WRITTEN PROBLEM: Search the material for the string "React", then return every line where it is found.

DATA LINES:
○ ○ ○
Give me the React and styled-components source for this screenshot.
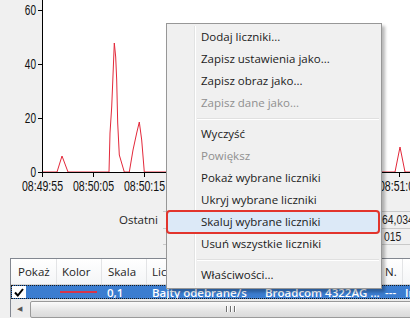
import styled, { createGlobalStyle } from "styled-components";

const GlobalStyle = createGlobalStyle`
  html, body {
    margin: 0;
    padding: 0;
    background: #f0f0f0;
  }
  body {
    font-family: "Open Sans", "Noto Sans", sans-serif;
  }
`;

const Window = styled.div`
  position: relative;
  width: 410px;
  height: 318px;
  overflow: hidden;
  background: #f0f0f0;
  color: #1e1e1e;
  display: flex;
  flex-direction: column;

  & > * {
    flex: none;
  }
`;

const ChartSvg = styled.svg`
  display: block;
  font-family: "Liberation Sans Narrow", "Liberation Sans", sans-serif;
  font-size: 14px;
  fill: #111;
`;

const Stats = styled.div`
  display: grid;
  grid-template-columns: 158px 213px 60px;
  column-gap: 5px;
  grid-auto-rows: 17px;
  font-size: 11.5px;
`;

const StatLabel = styled.div`
  text-align: right;
  line-height: 17px;
  white-space: nowrap;
`;

const StatField = styled.div`
  border-top: 1px solid #c9c9c9;
  border-bottom: ${(p) => (p.$last ? "1px solid #c9c9c9" : "none")};
  padding-left: ${(p) => (p.$last ? 3 : 1)}px;
  font-family: "Liberation Sans Narrow", "Liberation Sans", sans-serif;
  font-size: 13px;
  line-height: 16px;
  white-space: nowrap;
`;

const Narrow = styled.span`
  display: inline-block;
  transform: scaleX(0.8);
  transform-origin: left center;
`;

const Table = styled.div`
  margin: 13px 0 0 10px;
  width: 430px;
  border-left: 1px solid #828790;
  border-top: 1px solid #828790;
  background: #fff;
  font-size: 11.5px;
`;

const Cols = "46px 45px 45px 112px 121px 23px 40px";

const HeaderRow = styled.div`
  display: grid;
  grid-template-columns: ${Cols};
  height: 25px;
  background: linear-gradient(#ffffff, #f4f5f7);
  border-bottom: 1px solid #d5d5d5;
`;

const HeaderCell = styled.div`
  display: flex;
  align-items: center;
  padding-left: ${(p) => p.$pad ?? 6}px;
  border-right: 1px solid #e3e4e6;
  white-space: nowrap;
  overflow: hidden;
`;

const DataRow = styled.div`
  display: grid;
  grid-template-columns: ${Cols};
  height: 14px;
  background: #3b7dd0;
  color: #fff;
  font-weight: 600;
  outline: 1px dotted #1a1a1a;
  outline-offset: -1px;
`;

const DataCell = styled.div`
  display: flex;
  align-items: center;
  padding-left: ${(p) => p.$pad ?? 5}px;
  white-space: nowrap;
  overflow: hidden;
`;

const CheckBox = styled.div`
  width: 14px;
  height: 12px;
  background: #fff;
  display: flex;
  align-items: center;
  justify-content: center;
`;

const ColorLine = styled.div`
  width: 37px;
  height: 2px;
  background: #d8344a;
  margin-left: 2px;
`;

const ScrollBar = styled.div`
  display: flex;
  align-items: center;
  gap: 2px;
  height: 18px;
  background: #ececec;
`;

const ArrowButton = styled.div`
  width: 17px;
  height: 17px;
  display: flex;
  align-items: center;
  justify-content: center;
  color: #555;
  font-size: 7px;
`;

const Thumb = styled.div`
  width: 398px;
  height: 15px;
  margin-top: 2px;
  border: 1px solid #9a9a9a;
  border-radius: 2px;
  background: linear-gradient(#fbfbfb, #e4e4e4 60%, #dadada);
  display: flex;
  align-items: center;
  justify-content: center;
  gap: 1px;
`;

const Grip = styled.span`
  width: 1px;
  height: 6px;
  background: #6e6e6e;
  box-shadow: 1px 0 0 #fff;
  margin: 0 1px;
`;

const Menu = styled.div`
  position: absolute;
  left: 166px;
  top: 23px;
  width: 214px;
  padding: 2px 0;
  background: #f0f0f0;
  border: 1px solid #979797;
  box-shadow: 3px 3px 3px rgba(0, 0, 0, 0.28);
  font-size: 11.5px;

  &::before {
    content: "";
    position: absolute;
    left: 27px;
    top: 2px;
    bottom: 2px;
    width: 1px;
    background: #e2e3e3;
    box-shadow: 1px 0 0 #ffffff;
  }
`;

const MenuItem = styled.div`
  position: relative;
  height: 22px;
  line-height: 21px;
  padding-left: 34px;
  white-space: nowrap;
  color: ${(p) => (p.$disabled ? "#8f8f8f" : "#1b1b1b")};
  background: ${(p) => (p.$active ? "#dce9f7" : "transparent")};

  &::after {
    content: "";
    display: ${(p) => (p.$active ? "block" : "none")};
    position: absolute;
    left: -1px;
    right: 1px;
    top: -1px;
    bottom: -1px;
    border: 2.5px solid #e2342c;
    border-radius: 4px;
  }
`;

const Separator = styled.div`
  height: 0;
  margin: 4px 2px 3px 30px;
  border-top: 1px solid #e0e0e0;
  border-bottom: 1px solid #ffffff;
`;

const yTicks = [60, 40, 20, 0];
const xTicks = [0, 1, 2, 3, 4, 5, 6, 7];
const xLabels = { 0: "08:49:55", 1: "08:50:05", 2: "08:50:15", 7: "08:51:05" };

const plot = [
  [43, 172], [57, 172], [62, 156], [68, 172], [109, 172], [110, 133],
  [111.7, 107], [112.7, 83], [114.3, 43], [115.7, 57], [116.7, 80],
  [117.7, 123], [119.3, 155], [124.3, 172], [129.3, 172], [133, 150],
  [136.7, 133], [139.3, 122], [141.7, 140], [144.3, 172], [395, 172],
  [400, 147], [405, 172], [410, 172],
];

const Chart = () => (
  <ChartSvg width="410" height="211" viewBox="0 0 410 211">
    <rect x="43" y="0" width="367" height="172" fill="#fff" />
    <polyline
      points={plot.map((p) => p.join(",")).join(" ")}
      fill="none"
      stroke="#e3283a"
      strokeWidth="1"
    />
    <line x1="42.5" y1="0" x2="42.5" y2="177" stroke="#000" />
    <line x1="42" y1="172.5" x2="410" y2="172.5" stroke="#000" />
    {yTicks.map((v) => {
      const y = 172 - v * 2.7;
      const label = String(v);
      return (
        <g key={v}>
          <line x1="38" y1={y + 0.5} x2="42" y2={y + 0.5} stroke="#000" />
          <text
            x="36"
            y={y + 5}
            textAnchor="end"
            textLength={label.length * 5.6}
            lengthAdjust="spacingAndGlyphs"
          >
            {label}
          </text>
        </g>
      );
    })}
    {xTicks.map((i) => {
      const x = 42 + i * 51;
      return (
        <g key={i}>
          <line x1={x + 0.5} y1="172" x2={x + 0.5} y2="177" stroke="#000" />
          {xLabels[i] && (
            <text
              x={x + 0.5}
              y="191"
              textAnchor="middle"
              textLength="41"
              lengthAdjust="spacingAndGlyphs"
            >
              {xLabels[i]}
            </text>
          )}
        </g>
      );
    })}
  </ChartSvg>
);

const Check = () => (
  <svg width="10" height="9" viewBox="0 0 10 9">
    <path d="M1 4.5 L3.8 7.5 L9 1" fill="none" stroke="#000" strokeWidth="2" />
  </svg>
);

export default function App() {
  return (
    <Window>
      <GlobalStyle />
      <Chart />
      <Stats>
        <StatLabel>Ostatni</StatLabel>
        <StatField />
        <StatField>
          <Narrow>64,034</Narrow>
        </StatField>
        <StatLabel />
        <StatField $last />
        <StatField $last>
          <Narrow>015</Narrow>
        </StatField>
      </Stats>
      <Table>
        <HeaderRow>
          <HeaderCell $pad={7}>Pokaż</HeaderCell>
          <HeaderCell $pad={5}>Kolor</HeaderCell>
          <HeaderCell>Skala</HeaderCell>
          <HeaderCell $pad={5}>Licznik</HeaderCell>
          <HeaderCell>Wystąpienie</HeaderCell>
          <HeaderCell $pad={5}>N.</HeaderCell>
          <HeaderCell $pad={8}>Obiekt</HeaderCell>
        </HeaderRow>
        <DataRow>
          <DataCell $pad={1}>
            <CheckBox>
              <Check />
            </CheckBox>
          </DataCell>
          <DataCell $pad={1}>
            <ColorLine />
          </DataCell>
          <DataCell>0,1</DataCell>
          <DataCell>Bajty odebrane/s</DataCell>
          <DataCell $pad={6}>Broadcom 4322AG ...</DataCell>
          <DataCell>---</DataCell>
          <DataCell $pad={2}>Interfejs sieciowy</DataCell>
        </DataRow>
        <ScrollBar>
          <ArrowButton>◀</ArrowButton>
          <Thumb>
            <Grip />
            <Grip />
            <Grip />
          </Thumb>
        </ScrollBar>
      </Table>
      <Menu>
        <MenuItem>Dodaj liczniki...</MenuItem>
        <MenuItem>Zapisz ustawienia jako...</MenuItem>
        <MenuItem>Zapisz obraz jako...</MenuItem>
        <MenuItem $disabled>Zapisz dane jako...</MenuItem>
        <Separator />
        <MenuItem>Wyczyść</MenuItem>
        <MenuItem $disabled>Powiększ</MenuItem>
        <MenuItem>Pokaż wybrane liczniki</MenuItem>
        <MenuItem>Ukryj wybrane liczniki</MenuItem>
        <MenuItem $active>Skaluj wybrane liczniki</MenuItem>
        <MenuItem>Usuń wszystkie liczniki</MenuItem>
        <Separator />
        <MenuItem>Właściwości...</MenuItem>
      </Menu>
    </Window>
  );
}
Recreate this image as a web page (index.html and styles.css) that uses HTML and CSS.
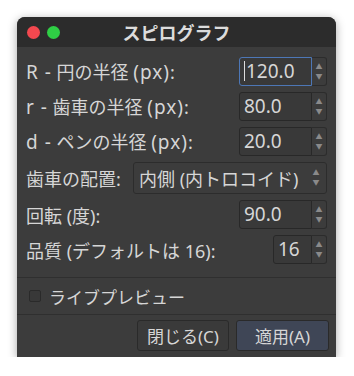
FILE: index.html
```html
<!DOCTYPE html>
<html lang="ja">
<head>
  <meta charset="UTF-8">
  <title>スピログラフ</title>
  <link rel="stylesheet" href="styles.css">
</head>
<body>

  <!-- ダイアログ -->
  <div class="dialog">
    <div class="titlebar">
      <div class="lights">
        <span class="light red"></span>
        <span class="light green"></span>
      </div>
      <div class="title">スピログラフ</div>
    </div>

    <div class="form">
      <div class="row">
        <label><span class="latin">R -</span> 円の半径 <span class="latin">(px)</span>:</label>
        <div class="spin">
          <div class="field focus"><span class="caret"></span>120.0</div>
          <div class="arrows"><span>▲</span><span>▼</span></div>
        </div>
      </div>
      <div class="row">
        <label><span class="latin">r -</span> 歯車の半径 <span class="latin">(px)</span>:</label>
        <div class="spin">
          <div class="field">80.0</div>
          <div class="arrows"><span>▲</span><span>▼</span></div>
        </div>
      </div>
      <div class="row">
        <label><span class="latin">d -</span> ペンの半径 <span class="latin">(px)</span>:</label>
        <div class="spin">
          <div class="field">20.0</div>
          <div class="arrows"><span>▲</span><span>▼</span></div>
        </div>
      </div>
      <div class="row">
        <label>歯車の配置:</label>
        <div class="combo">
          <span>内側 (内トロコイド)</span>
          <div class="arrows"><span>▲</span><span>▼</span></div>
        </div>
      </div>
      <div class="row">
        <label>回転 (度):</label>
        <div class="spin">
          <div class="field">90.0</div>
          <div class="arrows"><span>▲</span><span>▼</span></div>
        </div>
      </div>
      <div class="row">
        <label>品質 (デフォルトは 16):</label>
        <div class="spin">
          <div class="field short">16</div>
          <div class="arrows"><span>▲</span><span>▼</span></div>
        </div>
      </div>
    </div>

    <!-- ライブプレビュー -->
    <div class="preview">
      <span class="check"></span>
      <span>ライブプレビュー</span>
    </div>

    <!-- ボタン -->
    <div class="buttons">
      <button class="btn">閉じる(C)</button>
      <button class="btn primary">適用(A)</button>
    </div>
  </div>

</body>
</html>
```

FILE: styles.css
```css
/* ========== 全体 ========== */
body {
  margin: 0;
  padding: 17px 0 0 17px;
  background: #fff;
  font-family: "Noto Sans", "Noto Sans CJK JP", sans-serif;
  color: #d6d6d6;
}

.dialog {
  width: 319px;
  height: 340px;
  background: #3c3c3c;
  border-radius: 8px 8px 0 0;
  box-shadow: 0 2px 10px rgba(0,0,0,0.35);
  display: flex;
  flex-direction: column;
  overflow: hidden;
}

/* ========== タイトルバー ========== */
.titlebar {
  height: 30px;
  background: #2c2c2c;
  position: relative;
  display: flex;
  align-items: center;
  justify-content: center;
}
.lights {
  position: absolute;
  left: 10px;
  top: 9px;
  display: flex;
  gap: 7px;
}
.light {
  width: 13px;
  height: 13px;
  border-radius: 50%;
}
.red { background: #f3484f; }
.green { background: #2fcf45; }
.title {
  font-weight: bold;
  font-size: 18px;
  color: #dcdcdc;
}

/* ========== フォーム ========== */
.form {
  display: flex;
  flex-direction: column;
  gap: 6px;
  padding: 10px 9px 0 9px;
}
.row {
  display: flex;
  align-items: center;
  justify-content: space-between;
  font-size: 18px;
}
.row label {
  white-space: nowrap;
}
/* 英字部分は少し大きめ */
.latin {
  font-size: 19px;
  letter-spacing: 1px;
}

/* スピンボタン */
.spin {
  display: flex;
  height: 29px;
}
.field {
  width: 73px;
  box-sizing: border-box;
  background: #393939;
  border: 1px solid #282828;
  border-radius: 3px 0 0 3px;
  font-size: 19px;
  line-height: 27px;
  padding-left: 4px;
  position: relative;
}
.field.short { width: 39px; }
.field.focus {
  border-color: #4d77b6;
}
.caret {
  display: inline-block;
  width: 1px;
  height: 20px;
  background: #ddd;
  vertical-align: -3px;
  margin-right: 1px;
}
.arrows {
  width: 15px;
  box-sizing: border-box;
  border: 1px solid #2c2c2c;
  border-left: none;
  border-radius: 0 3px 3px 0;
  display: flex;
  flex-direction: column;
  align-items: center;
  justify-content: center;
  gap: 2px;
  font-size: 7px;
  line-height: 8px;
  color: #8a8a8a;
}

/* コンボボックス */
.combo {
  width: 194px;
  height: 32px;
  box-sizing: border-box;
  border: 1px solid #2c2c2c;
  border-radius: 3px;
  display: flex;
  align-items: center;
  justify-content: space-between;
  padding-left: 5px;
  font-size: 18px;
}
.combo .arrows {
  border: none;
  width: 20px;
}

/* ライブプレビュー */
.preview {
  margin-top: 13px;
  border-top: 1px solid #2f2f2f;
  border-bottom: 1px solid #2f2f2f;
  height: 36px;
  display: flex;
  align-items: center;
  gap: 8px;
  padding-left: 12px;
  font-size: 17px;
}
.check {
  width: 10px;
  height: 10px;
  border: 1px solid #2a2a2a;
  background: #383838;
  border-radius: 2px;
}

/* ボタン */
.buttons {
  display: flex;
  justify-content: flex-end;
  gap: 7px;
  padding: 5px 7px 0 0;
}
.btn {
  height: 31px;
  width: 92px;
  padding: 0;
  background: #3a3a3a;
  border: 1px solid #2a2a2a;
  border-radius: 3px;
  color: #d6d6d6;
  font-family: inherit;
  font-size: 17px;
}
.btn.primary {
  width: 93px;
  background: #3f4656;
}
```
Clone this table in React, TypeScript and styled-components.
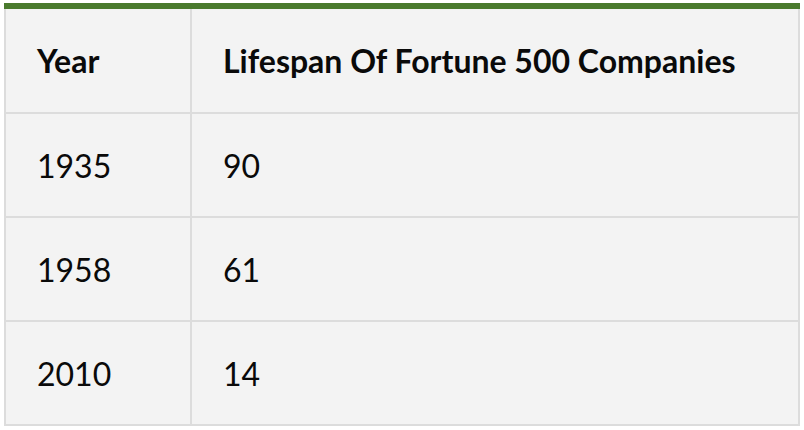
import React from "react";
import styled, { createGlobalStyle } from "styled-components";

const Global = createGlobalStyle`
  html, body { margin: 0; padding: 0; background: #ffffff; }
  body { font-family: "Lato", "Noto Sans", sans-serif; }
`;

const Page = styled.div`
  padding: 3px 4px 0 4px;
`;

const Table = styled.table`
  width: 796px;
  border-collapse: collapse;
  background: #f3f3f3;
  border: 2px solid #dcdcdc;
  border-top: 6px solid #4a7a2d;
  color: #0a0a0a;
`;

const Cell = styled.td<{ $head?: boolean }>`
  height: ${(p) => (p.$head ? 107 : 104)}px;
  padding: 0 31px;
  border: 2px solid #dcdcdc;
  font-size: 32px;
  font-weight: ${(p) => (p.$head ? 700 : 400)};
  text-align: left;
  vertical-align: middle;
  box-sizing: border-box;
`;

const FirstCol = styled.col`
  width: 186px;
`;

const rows = [
  ["1935", "90"],
  ["1958", "61"],
  ["2010", "14"],
];

export default function App() {
  return (
    <>
      <Global />
      <Page>
        <Table>
          <colgroup>
            <FirstCol />
            <col />
          </colgroup>
          <thead>
            <tr>
              <Cell as="th" $head>
                Year
              </Cell>
              <Cell as="th" $head>
                Lifespan Of Fortune 500 Companies
              </Cell>
            </tr>
          </thead>
          <tbody>
            {rows.map(([y, v]) => (
              <tr key={y}>
                <Cell>{y}</Cell>
                <Cell>{v}</Cell>
              </tr>
            ))}
          </tbody>
        </Table>
      </Page>
    </>
  );
}
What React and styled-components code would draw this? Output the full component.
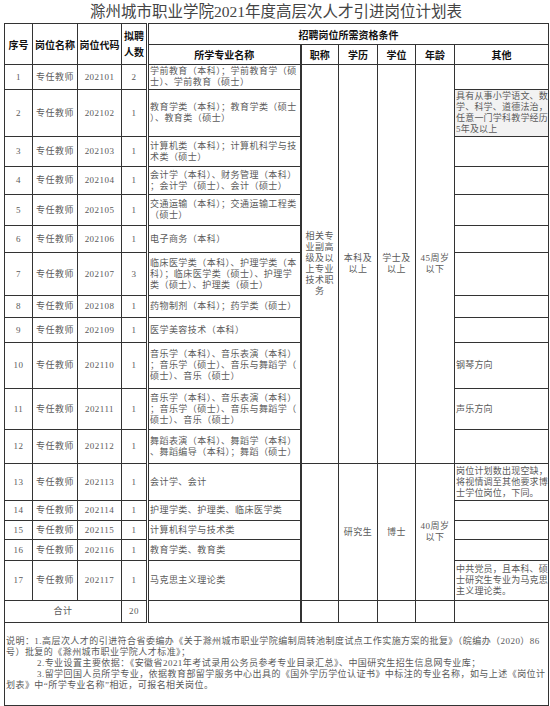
import React from "react";
import styled, { createGlobalStyle } from "styled-components";

const GlobalStyle = createGlobalStyle`
  html, body { margin: 0; padding: 0; background: #fff; }
  body { font-family: "Liberation Serif", "Noto Sans CJK SC", serif; }
`;

const Page = styled.div`
  width: 550px;
  box-sizing: border-box;
  padding: 0 2px 0 4px;
`;

const Title = styled.h1`
  margin: 0;
  height: 23px;
  line-height: 23px;
  text-align: center;
  font-family: "Liberation Serif", "Noto Sans CJK SC", serif;
  font-weight: 400;
  font-size: 15.5px;
  color: #444;
  white-space: nowrap;
`;

const Table = styled.table`
  width: 544px;
  border-collapse: collapse;
  table-layout: fixed;
`;

const Col = styled.col`
  width: ${(p) => p.$w}px;
`;

const Row = styled.tr`
  height: ${(p) => p.$h}px;
`;

const HeadCell = styled.th`
  border: 1px solid #333;
  ${(p) => (p.$major ? "border-left: 3px double #333;" : "")}
  ${(p) => (p.$title ? "border-left: 2px solid #333;" : "")}
  padding: 0;
  font-family: "Noto Sans CJK SC", sans-serif;
  font-weight: 700;
  font-size: 10px;
  line-height: ${(p) => (p.$stack ? "16px" : "11px")};
  color: #111;
  text-align: center;
  vertical-align: middle;
  white-space: nowrap;
`;

const Cell = styled.td`
  border: 1px solid #333;
  ${(p) => (p.$major ? "border-left: 3px double #333;" : "")}
  ${(p) => (p.$title ? "border-left: 2px solid #333;" : "")}
  padding: 0 1px;
  font-size: 9px;
  line-height: 11px;
  letter-spacing: ${(p) => (p.$tight ? "0.2px" : "0.45px")};
  color: #5a5a5a;
  text-align: ${(p) => p.$align || "center"};
  vertical-align: middle;
  white-space: nowrap;
  overflow: hidden;
  background: ${(p) => (p.$gray ? "#f2f2f2" : "#fff")};
`;

const Line = styled.span`
  display: block;
  white-space: nowrap;
`;

const NoteCell = styled.td`
  border: 1px solid #333;
  padding: 13px 2px 0 1px;
  vertical-align: top;
  font-size: 9px;
  line-height: 11px;
  letter-spacing: 0.45px;
  color: #5a5a5a;
`;

const NoteLine = styled.span`
  display: block;
  white-space: nowrap;
  padding-left: ${(p) => (p.$indent ? "31px" : "0")};
`;

const Lines = ({ items }) => items.map((t, i) => <Line key={i}>{t}</Line>);

const rows = [
  { h: 25, n: 2, major: ["学前教育（本科）；学前教育学（硕", "士）、学前教育（硕士）"], other: [] },
  {
    h: 47,
    n: 1,
    major: ["教育学类（本科）；教育学类（硕士", "）、教育类（硕士）"],
    other: ["具有从事小学语文、数", "学、科学、道德法治，", "任意一门学科教学经历", "5年及以上"],
    gray: true,
  },
  { h: 30, n: 1, major: ["计算机类（本科）；计算机科学与技", "术类（硕士）"], other: [] },
  { h: 28, n: 1, major: ["会计学（本科）、财务管理（本科）", "；会计学（硕士）、会计（硕士）"], other: [] },
  { h: 31, n: 1, major: ["交通运输（本科）；交通运输工程类", "（硕士）"], other: [] },
  { h: 27, n: 1, major: ["电子商务（本科）"], other: [] },
  {
    h: 43,
    n: 3,
    major: ["临床医学类（本科）、护理学类（本", "科）；临床医学类（硕士）、护理学", "类（硕士）、护理类（硕士）"],
    other: [],
  },
  { h: 22, n: 1, major: ["药物制剂（本科）；药学类（硕士）"], other: [] },
  { h: 25, n: 1, major: ["医学美容技术（本科）"], other: [] },
  {
    h: 46,
    n: 1,
    major: ["音乐学（本科）、音乐表演（本科）", "；音乐学（硕士）、音乐与舞蹈学（", "硕士）、音乐（硕士）"],
    other: ["钢琴方向"],
  },
  {
    h: 41,
    n: 1,
    major: ["音乐学（本科）、音乐表演（本科）", "；音乐学（硕士）、音乐与舞蹈学（", "硕士）、音乐（硕士）"],
    other: ["声乐方向"],
  },
  { h: 34, n: 1, major: ["舞蹈表演（本科）、舞蹈学（本科）", "、舞蹈编导（本科）；舞蹈（硕士）"], other: [] },
  { h: 37, n: 1, major: ["会计学、会计"], other: ["岗位计划数出现空缺，", "将视情调至其他要求博", "士学位岗位，下同。"] },
  { h: 20, n: 1, major: ["护理学类、护理类、临床医学类"], other: [] },
  { h: 19, n: 1, major: ["计算机科学与技术类"], other: [] },
  { h: 21, n: 1, major: ["教育学类、教育类"], other: [] },
  { h: 40, n: 1, major: ["马克思主义理论类"], other: ["中共党员，且本科、硕", "士研究生专业为马克思", "主义理论类。"] },
];

const widths = [28, 45, 44, 26, 153, 38, 39, 38, 39, 94];

export default function App() {
  return (
    <Page>
      <GlobalStyle />
      <Title>滁州城市职业学院2021年度高层次人才引进岗位计划表</Title>
      <Table>
        <colgroup>
          {widths.map((w, i) => (
            <Col key={i} $w={w} />
          ))}
        </colgroup>
        <thead>
          <Row $h={21}>
            <HeadCell rowSpan={2}>序号</HeadCell>
            <HeadCell rowSpan={2}>岗位名称</HeadCell>
            <HeadCell rowSpan={2}>岗位代码</HeadCell>
            <HeadCell rowSpan={2} $stack>
              <Line>拟聘</Line>
              <Line>人数</Line>
            </HeadCell>
            <HeadCell colSpan={6} $major>
              招聘岗位所需资格条件
            </HeadCell>
          </Row>
          <Row $h={20}>
            <HeadCell $major>所学专业名称</HeadCell>
            <HeadCell $title>职称</HeadCell>
            <HeadCell>学历</HeadCell>
            <HeadCell>学位</HeadCell>
            <HeadCell>年龄</HeadCell>
            <HeadCell>其他</HeadCell>
          </Row>
        </thead>
        <tbody>
          {rows.map((r, i) => (
            <Row key={i} $h={r.h}>
              <Cell>{i + 1}</Cell>
              <Cell>专任教师</Cell>
              <Cell>{202101 + i}</Cell>
              <Cell>{r.n}</Cell>
              <Cell $major $align="left">
                <Lines items={r.major} />
              </Cell>
              {i === 0 && (
                <>
                  <Cell rowSpan={12} $title>
                    <Lines items={["相关专", "业副高", "级及以", "上专业", "技术职", "务"]} />
                  </Cell>
                  <Cell rowSpan={12}>
                    <Lines items={["本科及", "以上"]} />
                  </Cell>
                  <Cell rowSpan={12}>
                    <Lines items={["学士及", "以上"]} />
                  </Cell>
                  <Cell rowSpan={12}>
                    <Lines items={["45周岁", "以下"]} />
                  </Cell>
                </>
              )}
              {i === 12 && (
                <>
                  <Cell rowSpan={5} $title />
                  <Cell rowSpan={5}>研究生</Cell>
                  <Cell rowSpan={5}>博士</Cell>
                  <Cell rowSpan={5}>
                    <Lines items={["40周岁", "以下"]} />
                  </Cell>
                </>
              )}
              <Cell $align="left" $tight $gray={r.gray}>
                <Lines items={r.other} />
              </Cell>
            </Row>
          ))}
          <Row $h={22}>
            <Cell colSpan={3}>合计</Cell>
            <Cell>20</Cell>
            <Cell $major />
            <Cell $title />
            <Cell />
            <Cell />
            <Cell />
            <Cell />
          </Row>
          <Row $h={83}>
            <NoteCell colSpan={10}>
              <NoteLine>
                说明：1.高层次人才的引进符合省委编办《关于滁州城市职业学院编制周转池制度试点工作实施方案的批复》（皖编办（2020）86
              </NoteLine>
              <NoteLine>号）批复的《滁州城市职业学院人才标准》；</NoteLine>
              <NoteLine $indent>
                2.专业设置主要依据：《安徽省2021年考试录用公务员参考专业目录汇总》、中国研究生招生信息网专业库；
              </NoteLine>
              <NoteLine $indent>
                3.留学回国人员所学专业，依据教育部留学服务中心出具的《国外学历学位认证书》中标注的专业名称，如与上述《岗位计
              </NoteLine>
              <NoteLine>划表》中“所学专业名称”相近，可报名相关岗位。</NoteLine>
            </NoteCell>
          </Row>
        </tbody>
      </Table>
    </Page>
  );
}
○ ○ ○
TASK RESULT:
Give me the React and styled-components source for this screenshot.
Clone this table in React, TypeScript and styled-components.
import React from "react";
What React and styled-components code would draw this? Output the full component.
import React from "react";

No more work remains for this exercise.